Dr Liu’s research covers a wide range of topics from microbial fermentation, anaerobic digestion, hydrolysis of organic wastes, membrane filtration to wastewater treatment and resource recovery as well as life cycle assessment. She has undertaken many projects sponsored by the Singapore National Environment Agency, the Singapore Environment and Water Industry Programme, the Royal Society, the Royal Academy of Engineering, EPSRC and BBSRC. She also conducted projects from the industry for technology demonstration and scaling-up.

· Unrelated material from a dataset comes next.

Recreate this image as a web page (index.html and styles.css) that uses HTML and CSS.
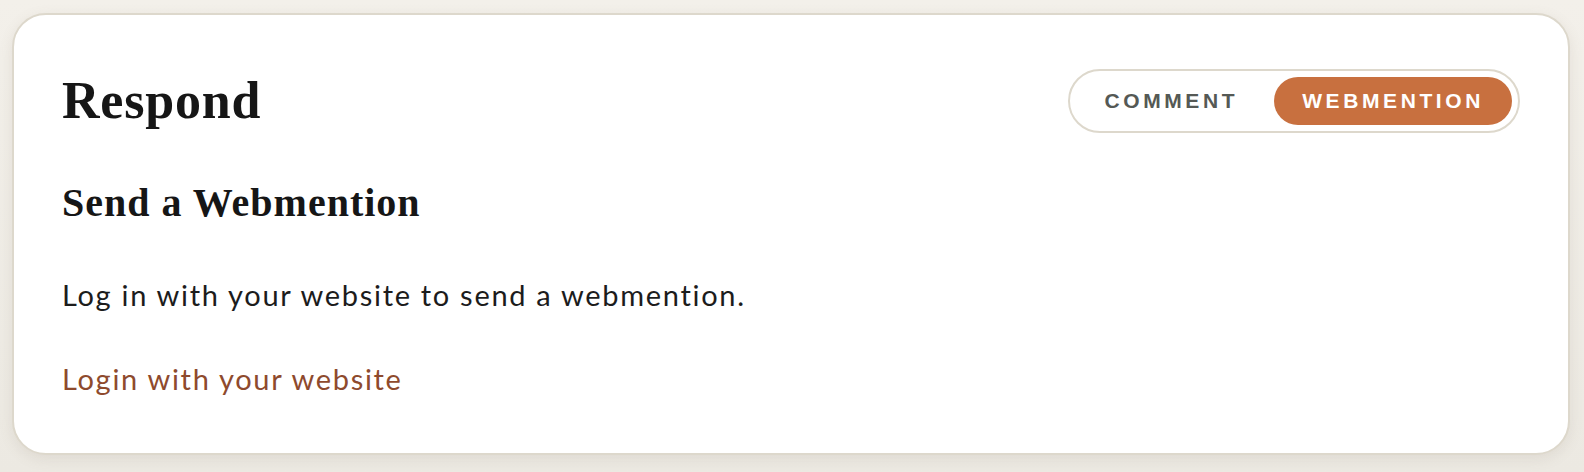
FILE: index.html
```html
<!DOCTYPE html>
<html lang="en">
<head>
<meta charset="utf-8">
<title>Respond</title>
<link rel="stylesheet" href="styles.css">
</head>
<body>
<section class="card">
  <header class="card-head">
    <h2 class="title">Respond</h2>
    <div class="toggle">
      <button class="tab">COMMENT</button>
      <button class="tab tab-active">WEBMENTION</button>
    </div>
  </header>
  <h3 class="subtitle">Send a Webmention</h3>
  <p class="text">Log in with your website to send a webmention.</p>
  <a class="link" href="#">Login with your website</a>
</section>
</body>
</html>
```

FILE: styles.css
```css
html, body {
  margin: 0;
  padding: 0;
}
body {
  background: linear-gradient(#f3f0ea, #ece9e2);
  padding: 13px 14px 17px 12px;
  height: 472px;
  box-sizing: border-box;
}
.card {
  background: #ffffff;
  border: 2px solid #ddd8cc;
  border-radius: 34px;
  box-shadow: 0 4px 14px rgba(120, 110, 90, 0.12);
  padding: 54px 48px 54px 48px;
  box-sizing: border-box;
  height: 442px;
}
.card-head {
  display: flex;
  justify-content: space-between;
  align-items: center;
  height: 64px;
}
.title {
  margin: 0;
  font-family: "Liberation Serif", serif;
  font-weight: 700;
  font-size: 52px;
  letter-spacing: 0.8px;
  line-height: 1.2;
  color: #161616;
}
.toggle {
  display: flex;
  gap: 8px;
  border: 2px solid #ddd8cc;
  border-radius: 40px;
  padding: 6px;
  background: #fff;
}
.tab {
  font-family: "Liberation Sans", Arial, sans-serif;
  font-weight: 700;
  font-size: 21px;
  letter-spacing: 3.6px;
  height: 48px;
  padding: 0 28px;
  border: 0;
  border-radius: 30px;
  background: transparent;
  color: #555955;
  cursor: pointer;
}
.tab-active {
  background: #c8703f;
  color: #ffffff;
}
.subtitle {
  margin: 46px 0 0 0;
  font-family: "Liberation Serif", serif;
  font-weight: 700;
  font-size: 40px;
  letter-spacing: 1px;
  line-height: 1.2;
  color: #161616;
}
.text {
  margin: 48px 0 0 0;
  font-family: Lato, "Open Sans", sans-serif;
  font-size: 29px;
  letter-spacing: 1.7px;
  line-height: 39px;
  color: #1c1c1c;
}
.link {
  display: block;
  margin-top: 45px;
  font-family: Lato, "Open Sans", sans-serif;
  font-size: 29px;
  letter-spacing: 1.7px;
  line-height: 39px;
  color: #8e4a2d;
  text-decoration: none;
}
```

Currently, she is active in an anaerobic digestion project worth £1.4 million funded by EPSRC and in a biological wastewater treatment project as part of the Environmental Biotechnology Innovation Centre worth £11.6 million funded by BBSRC.  She has another 3 active projects on wastewater treatment, Succinic Acid fermentation and membrane fouling control funded by different agencies. 

 

Dr. Liu has published approximately 100 peer-reviewed journal papers with an H-index of 36 and over 4500 citations (Google Scholar). She is the author of three book chapters titled “Aerobic treatment of organic compounds in wastewater”, “Biological phosphoru removal processes”, and “Combusion, pyrolysis and gasification of sewage sludge for energy recovery”.  Dr. Liu is an editorial board member/associate editor for journals Processes and Frontier in Energy Research, respectively, meanwhile, she is a technical reviewer serving for a number of international journals for years.  Dr. Liu is also an active reviewer of research proposals for BBSRC, EPSRC, Royal Academy of Engineering, Royal Society and research councils in Canada, Finland, Switzerland, Croatia etc.

 

Dr Liu has an established and growing international reputation evidenced by being listed by Standford University as the top 2% of the world's leading scientists from 2020 to 2024.